How Long Does it Take to Add 1 Billion Mobile Subs?

It has taken just 18 months for one billion new subscribers to get mobile services. There now are five billion global mobile subscribers, according Wireless Intelligence.

The firm predicts that the six billion mark will be achieved in the first half of 2012. Mobile penetration on a global basis now is 74 percent, compared to 60 percent at when there were only four billion subscribers. The highest penetrated region is Western Europe on 130 percent, while the lowest is Africa on 52 percent. Eastern Europe (123 percent) is the only other global region to have passed 100 percent mobile penetration.

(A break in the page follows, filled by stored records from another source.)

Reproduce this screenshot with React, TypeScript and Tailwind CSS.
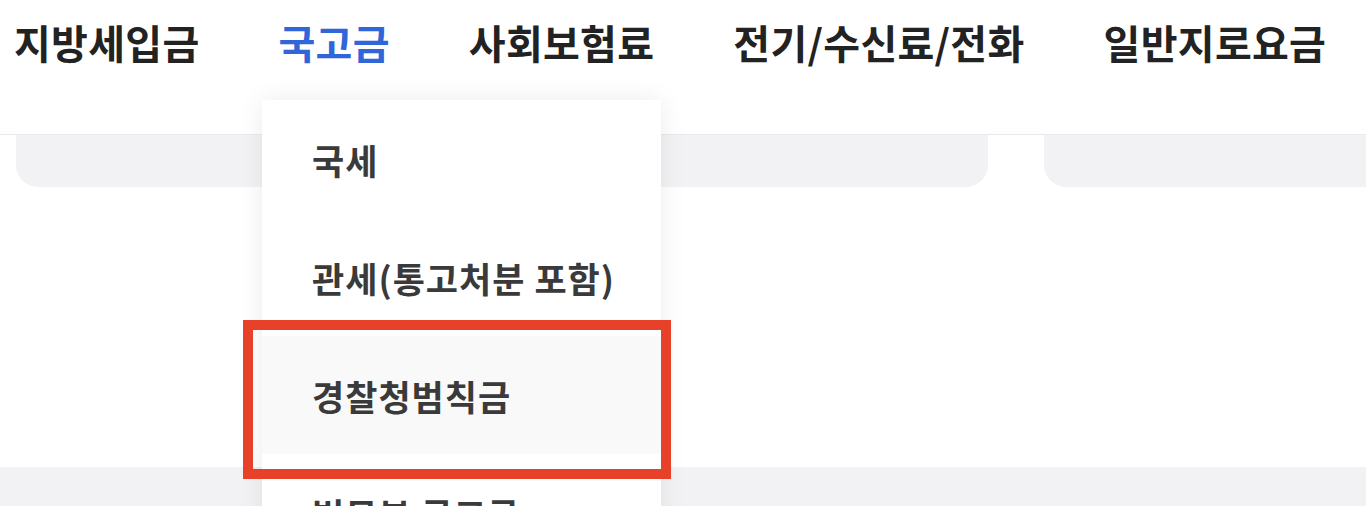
import React from 'react';

const tabs = ['지방세입금', '국고금', '사회보험료', '전기/수신료/전화', '일반지로요금'];
const subItems = ['국세', '관세(통고처분 포함)', '경찰청범칙금', '법무부 국고금'];

export default function App() {
  return (
    <div
      className="relative w-[1366px] h-[506px] overflow-hidden bg-white"
      style={{ fontFamily: '"Noto Sans CJK KR", "Noto Sans", sans-serif' }}
    >
      {/* Top tabs */}
      <header className="h-[135px] border-b border-[#e9e9eb]">
        <nav className="flex items-center h-[84px] pl-[14px] gap-[79px]">
          {tabs.map((t) => (
            <span
              key={t}
              className={`text-[40px] font-bold leading-none tracking-[0.3px] ${
                t === '국고금' ? 'text-[#2f66d8]' : 'text-[#222222]'
              }`}
            >
              {t}
            </span>
          ))}
        </nav>
      </header>

      {/* Card strip */}
      <div className="flex">
        <div className="ml-[16px] w-[972px] h-[52px] rounded-b-[22px] bg-[#f2f2f4]" />
        <div className="ml-[56px] flex-1 h-[52px] rounded-bl-[22px] bg-[#f2f2f4]" />
      </div>

      <div className="h-[280px]" />
      <div className="h-[40px] bg-[#f2f2f4]" />

      {/* Dropdown menu */}
      <div className="absolute left-[262px] top-[100px] w-[399px] h-[480px] bg-white shadow-[0_0_24px_rgba(0,0,0,0.08)]">
        {subItems.map((s, i) => (
          <div
            key={s}
            className={`flex items-center h-[118px] pl-[50px] text-[35px] font-semibold leading-none text-[#3a3a3a] tracking-[1px] ${
              i === 2 ? 'bg-[#f9f9f9]' : ''
            }`}
          >
            {s}
          </div>
        ))}
      </div>

      {/* Highlight box */}
      <div className="absolute left-[243px] top-[320px] w-[428px] h-[159px] border-[10px] border-[#e8412a]" />
    </div>
  );
}
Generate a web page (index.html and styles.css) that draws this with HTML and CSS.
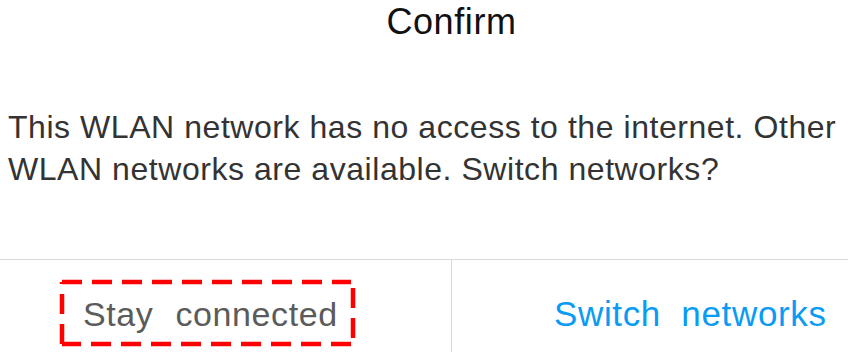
FILE: index.html
```html
<!DOCTYPE html>
<html>
<head>
<meta charset="utf-8">
<link rel="stylesheet" href="styles.css">
</head>
<body>
<div class="dialog">
  <div class="title">Confirm</div>
  <div class="message">This WLAN network has no access to the internet. Other WLAN networks are available. Switch networks?</div>
  <div class="actions">
    <div class="btn btn-stay">
      <span class="stay-box">
        <svg class="dash" width="299" height="68" viewBox="0 0 299 68"><path d="M3 3 H292 M294 9 V64 M292 65 H3 M3 65 V3" fill="none" stroke="#ff0000" stroke-width="4.5" stroke-dasharray="20 10"/></svg>
        <span class="stay-label">Stay connected</span>
      </span>
    </div>
    <div class="btn btn-switch"><span class="switch-label">Switch networks</span></div>
  </div>
</div>
</body>
</html>
```
FILE: styles.css
```css
html, body {
  margin: 0;
  padding: 0;
  background: #ffffff;
}
body {
  width: 848px;
  height: 352px;
  overflow: hidden;
  font-family: "Liberation Sans", Arial, sans-serif;
}
.dialog {
  display: flex;
  flex-direction: column;
  height: 352px;
}
.title {
  text-align: center;
  font-size: 36px;
  line-height: 44px;
  color: #111111;
  letter-spacing: 0.6px;
  padding-left: 55px;
}
.message {
  margin-top: 62px;
  padding-left: 8px;
  font-size: 32px;
  line-height: 42px;
  letter-spacing: 0.55px;
  color: #333333;
  height: 84px;
}
.actions {
  margin-top: 69px;
  border-top: 1px solid #d9d9d9;
  display: flex;
  flex: 1;
}
.btn {
  display: flex;
  align-items: flex-start;
}
.btn-stay {
  width: 452px;
  border-right: 1px solid #d9d9d9;
  padding-left: 59px;
  padding-top: 19px;
  box-sizing: border-box;
}
.stay-box {
  position: relative;
  display: block;
  width: 299px;
  height: 68px;
}
.dash {
  position: absolute;
  left: 0;
  top: 0;
}
.stay-label {
  display: block;
  padding-left: 24px;
  padding-top: 15px;
  font-size: 34px;
  line-height: 40px;
  letter-spacing: 0.6px;
  word-spacing: 12px;
  color: #5b5b5b;
}
.btn-switch {
  flex: 1;
  padding-left: 102px;
  padding-top: 34px;
}
.switch-label {
  font-size: 35px;
  line-height: 40px;
  letter-spacing: 0.65px;
  word-spacing: 10px;
  color: #0a9bf4;
}
```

65% of Mobile Users "Text;" 30% Download Apps

About 65 percent of U.S. mobile subscribers used text messaging on their mobile device in May 2010, up 1.4 percentage points compared to the prior three month period, while browsers were used by 32 percent of U.S. mobile subscribers (up 2.3 percentage points).

About 30 percent of the mobile audience downloaded apps, an increase of 2.1 percentage points from the previous period. Accessing of social networking sites or blogs also saw significant growth, increasing 2.6 percentage points to 21 percent of mobile subscribers.

49 Million U.S. Smartphones in Service

49.1 million people in the U.S. owned smartphones during the three months ending in May 2010, up 8.1 percent from the corresponding February period.

Research in Motion was the leading mobile smartphone platform in the U.S. with 41.7 percent share of U.S. smartphone subscribers, followed by Apple with 24.4 percent share and Microsoft with 13.2 percent.

Google saw significant growth during the period, up four percentage points to 13 percent of smartphone subscribers, while Palm rounded out the top five with 4.8 percent.

Cable Chills in Advance of Potential Net Neutrality Ruling

Regulation has a huge impact on communications and multi-channel video entertainment companies (telcos and cable), and the reason is quite simple: regulation creates, conditions or damages the business opportunity. Lots of observers would predict that imposition of strong network neutrality rules, by limiting growth options, would have clear negative impact on equity values, ability to raise capital and ultimately revenue, cash flow and profit.

It appears some of the damage is caused simply by raising the specter of such changes. "'The FCC has voted itself a loaded gun, pointed it at the carriers (cable and telco alike) and then promised not to shoot," said Craig Moffett, Bernstein Research analyst.

'What is clear ... is that we are now facing a protracted period -- likely years long -- of enormous uncertainty,' Moffett said.

"The bull case for cable stocks is a simple one," Moffett wrote. "Cable wins the broadband wars. But the prospect for broadband price regulation cuts to the heart of that thesis."